I saw them again this week. That little pup was having the time of his life. He played with Titus, he chased Cleo, and she let him do it, he ran around in circles just for the hell of it. The lady looked happier too. Laxified. Why? Because the dog had learned there was nothing to be afraid of — even of big dogs — because he had walked among them.

We return to people. I’ve lived in Mexico, and traveled in 32 of its 34 states, and cannot recall a single instance when people treated me with hostility because I was a white guy. This, though Mexico has a great many more reasons, historically, to be suspicious of gringos than gringos have to be suspicious of Mexicans.

I’ve traveled in nine European countries, and worked there, and never met open hostility because I’m American — not even in France. I learned that if you try to speak just a few words of their language, in a wretched accent, people will smile, and try to help you out, and, like as not, answer you in English.

Why is it, then, that in the United States, white people will call the police on people for speaking Spanish in a grocery store? Spit on an 82-year-old Chinese woman? Kill a woman on the street because her parents were born in Asia?

It’s fear. Well, ignorance and bigotry too, but the fear that comes from bigotry and ignorance.

The biggest scaredy cat in our politics today is the guy who’s pretending to be the toughest: Florida Governor Ron DeSantis. He’s scared to death of homosexuals, thinks they’re a greater threat to children than semiautomatic weapons. Well, if he really thinks that, he’s stupid. And if he doesn’t really think that, but is saying it to fish for votes, he’s despicable.

Years ago, when I lived in Vermont, I saw two Guatemaltecos shopping for groceries. Sin papeles, obviously; a bit nervous: farmworkers, obviously, who lived outside of town. Their shopping cart was piled high with fresh fruit and vegetables. Not a can in sight. I heard them wondering what else to buy; saw them wheel back to the vegetables.

Poor guys: Cooking for yourself now, woman left behind …

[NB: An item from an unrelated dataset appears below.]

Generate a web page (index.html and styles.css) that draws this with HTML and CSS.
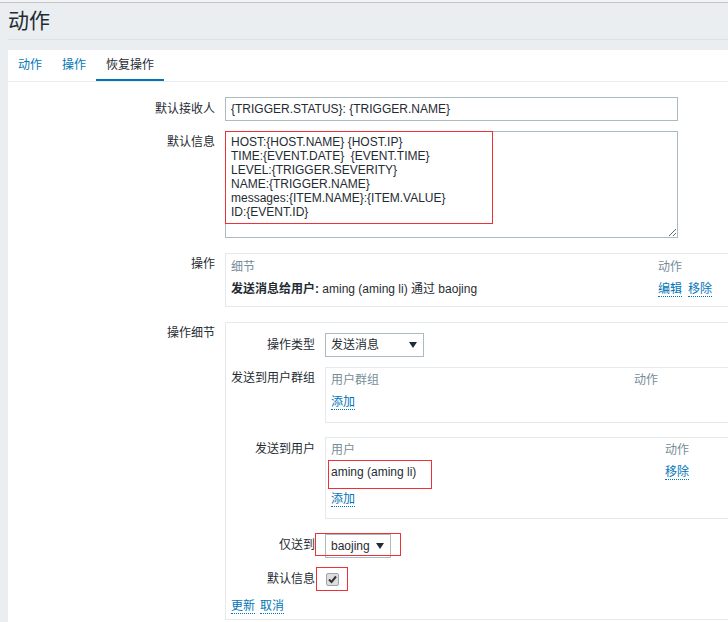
FILE: index.html
```html
<!DOCTYPE html>
<html lang="zh-CN">
<head>
<meta charset="utf-8">
<title>动作</title>
<link rel="stylesheet" href="styles.css">
</head>
<body>
<div class="topbar"></div>
<header class="page-header"><h1>动作</h1></header>
<div class="panel">
  <ul class="tabs">
    <li>动作</li>
    <li>操作</li>
    <li class="active">恢复操作</li>
  </ul>
  <div class="form">
    <div class="row row-subject">
      <div class="lbl lbl-input">默认接收人</div>
      <div class="field"><input class="text" type="text" value="{TRIGGER.STATUS}: {TRIGGER.NAME}" readonly></div>
    </div>
    <div class="row">
      <div class="lbl">默认信息</div>
      <div class="field">
        <textarea class="msg" readonly>HOST:{HOST.NAME} {HOST.IP}
TIME:{EVENT.DATE}  {EVENT.TIME}
LEVEL:{TRIGGER.SEVERITY}
NAME:{TRIGGER.NAME}
messages:{ITEM.NAME}:{ITEM.VALUE}
ID:{EVENT.ID}</textarea>
        <div class="mark mark-msg"></div>
      </div>
    </div>
    <div class="row">
      <div class="lbl">操作</div>
      <div class="field">
        <div class="box ops">
          <div class="trow thead"><div class="c-ops">细节</div><div>动作</div></div>
          <div class="trow tbody"><div class="c-ops"><b>发送消息给用户:</b> aming (aming li) 通过 baojing</div><div><span class="lnk gap6">编辑</span><span class="lnk">移除</span></div></div>
        </div>
      </div>
    </div>
    <div class="row row-last">
      <div class="lbl">操作细节</div>
      <div class="field">
        <div class="box detail">
          <div class="irow irow-type">
            <div class="ilbl pt5">操作类型</div>
            <div class="ifield"><div class="sel sel-type"><span>发送消息</span><span class="arrow"></span></div></div>
          </div>
          <div class="irow irow-group">
            <div class="ilbl">发送到用户群组</div>
            <div class="ifield">
              <div class="box sub">
                <div class="trow thead"><div class="c-group">用户群组</div><div>动作</div></div>
                <div class="trow add-group"><span class="lnk">添加</span></div>
              </div>
            </div>
          </div>
          <div class="irow irow-users">
            <div class="ilbl pt5">发送到用户</div>
            <div class="ifield">
              <div class="box sub">
                <div class="trow thead"><div class="c-users">用户</div><div>动作</div></div>
                <div class="trow tbody"><div class="c-users">aming (aming li)</div><div><span class="lnk">移除</span></div><div class="mark mark-user"></div></div>
                <div class="trow add-users"><span class="lnk">添加</span></div>
              </div>
            </div>
          </div>
          <div class="irow irow-only">
            <div class="ilbl">仅送到</div>
            <div class="ifield"><div class="sel sel-media"><span>baojing</span><span class="arrow"></span></div><div class="mark mark-media"></div></div>
          </div>
          <div class="irow irow-check">
            <div class="ilbl pt5">默认信息</div>
            <div class="ifield">
              <span class="check"><svg width="11" height="11" viewBox="0 0 11 11"><path d="M2 5.5 L4.5 8 L9 2.5" fill="none" stroke="#333" stroke-width="2"/></svg></span>
              <div class="mark mark-check"></div>
            </div>
          </div>
          <div class="buttons"><span class="lnk gap5">更新</span><span class="lnk">取消</span></div>
        </div>
      </div>
    </div>
  </div>
</div>
</body>
</html>
```
FILE: styles.css
```css
html, body {
  margin: 0;
  overflow: hidden;
}
body {
  background: #ebeef0;
  font: 12px/14px "Liberation Sans", "Noto Sans CJK SC", sans-serif;
  color: #1f2c33;
}
.topbar {
  height: 2px;
  background: #f3f4f5;
  border-bottom: 1px solid #c4c6c8;
}
.page-header {
  margin: 0 0 10px 8px;
  padding: 6px 0;
  border-bottom: 1px solid #dde1e5;
}
.page-header h1 {
  margin: 0;
  font-size: 21px;
  line-height: 24px;
  font-weight: normal;
}
.panel {
  margin-left: 8px;
  width: 720px;
  background: #fff;
  padding-bottom: 5px;
}
.tabs {
  list-style: none;
  margin: 0;
  padding: 0;
  display: flex;
  border-bottom: 1px solid #ebeef0;
}
.tabs li {
  padding: 2px 10px 0;
  line-height: 27px;
  border-bottom: 2px solid transparent;
  color: #0275b8;
}
.tabs li.active {
  border-bottom-color: #0275b8;
  color: #1f2c33;
}
.form {
  padding-top: 15px;
}
.row {
  display: flex;
  gap: 10px;
  margin-bottom: 15px;
}
.row-subject {
  margin-bottom: 10px;
}
.row-last {
  margin-bottom: 0;
}
.lbl {
  width: 207px;
  flex: none;
  text-align: right;
  padding-top: 4px;
}
.lbl-input {
  padding-top: 5px;
}
.field {
  flex: 1;
  min-width: 0;
  position: relative;
}
input.text {
  display: block;
  width: 453px;
  height: 24px;
  box-sizing: border-box;
  margin: 0;
  border: 1px solid #acbbc2;
  padding: 0 5px;
  font: inherit;
  color: #1f2c33;
  outline: none;
}
textarea.msg {
  display: block;
  width: 453px;
  height: 107px;
  box-sizing: border-box;
  margin: 0;
  border: 1px solid #acbbc2;
  padding: 3px 5px;
  font: inherit;
  line-height: 14px;
  color: #1f2c33;
  resize: both;
  outline: none;
  overflow: hidden;
}
.mark {
  position: absolute;
  box-sizing: border-box;
  border: 1px solid #ec3237;
  pointer-events: none;
}
.mark-msg {
  left: 0;
  top: 0;
  width: 268px;
  height: 93px;
}
.box {
  border: 1px solid #e6e9ec;
  border-right: 0;
}
.ops {
  padding: 0 5px 6px;
}
.trow {
  display: flex;
  position: relative;
}
.thead {
  color: #768d99;
  padding: 6px 0 4px;
}
.tbody {
  padding: 4px 0;
}
.c-ops {
  width: 427px;
  flex: none;
}
.lnk {
  color: #0275b8;
  border-bottom: 1px dotted #0275b8;
}
.gap6 {
  margin-right: 6px;
}
.gap5 {
  margin-right: 5px;
}
.detail {
  padding: 10px 0 5px 5px;
}
.irow {
  display: flex;
  gap: 10px;
  margin-bottom: 10px;
}
.ilbl {
  width: 84px;
  flex: none;
  text-align: right;
  padding-top: 4px;
}
.ilbl.pt5 {
  padding-top: 5px;
}
.ifield {
  flex: 1;
  min-width: 0;
  position: relative;
}
.sel {
  display: flex;
  align-items: center;
  justify-content: space-between;
  height: 24px;
  box-sizing: border-box;
  border: 1px solid #acbbc2;
  padding: 0 6px 0 5px;
  background: #fff;
}
.sel-type {
  width: 99px;
}
.sel-media {
  width: 66px;
}
.arrow {
  width: 0;
  height: 0;
  border-left: 4px solid transparent;
  border-right: 4px solid transparent;
  border-top: 6px solid #1f2c33;
}
.sub {
  padding: 0 5px;
}
.sub .thead {
  padding: 5px 0 3px;
}
.sub .tbody {
  padding: 5px 0 3px;
}
.c-group {
  width: 303px;
  flex: none;
}
.c-users {
  width: 334px;
  flex: none;
}
.add-group {
  padding: 5px 0 12px;
}
.add-users {
  padding: 10px 0 11px;
}
.irow-group {
  margin-bottom: 14px;
}
.irow-users {
  margin-bottom: 15px;
}
.irow-only {
  margin-bottom: 9px;
}
.irow-check {
  height: 24px;
  margin-bottom: 8px;
}
.mark-user {
  left: -3px;
  top: 0;
  width: 104px;
  height: 29px;
}
.mark-media {
  left: -10px;
  top: -1px;
  width: 86px;
  height: 23px;
}
.check {
  display: block;
  margin-top: 6px;
  margin-left: 1px;
  width: 13px;
  height: 13px;
  box-sizing: border-box;
  border: 1px solid #a3a3a3;
  border-radius: 2px;
  background: #dedede;
}
.check svg {
  display: block;
}
.mark-check {
  left: -9px;
  top: 0;
  width: 32px;
  height: 24px;
}
.buttons {
  display: flex;
}
```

I wheeled my cart up to lettuce and said a few words in Spanish. They turned their heads, shocked, then relieved. We exchanged a few words in Spanish and it gladdened my heart to see them smile, to see a bit of tension go out of their bodies. That made my day: that I had the opportunity to say a kind word to a stranger — and said it.

In those days our country was going through another “get tough on immigrants” phase, led, of course, by Republicans.

When Vermont’s Republican Governor Jim Douglas was asked then whether he’d join in boot-kickin’ immigrunts under the G.W. Bush administration, he said, to his credit, “Hell, no. Who’s going to milk our cows? Who’s going to tend to our farms?”

That was in the days before you had to become vicious and remain ignorant to be a Republican.

To quote a great American Southerner, Lyndon Baines Johnson: “Mah fella Amurricans: Y’all ought to get out more.”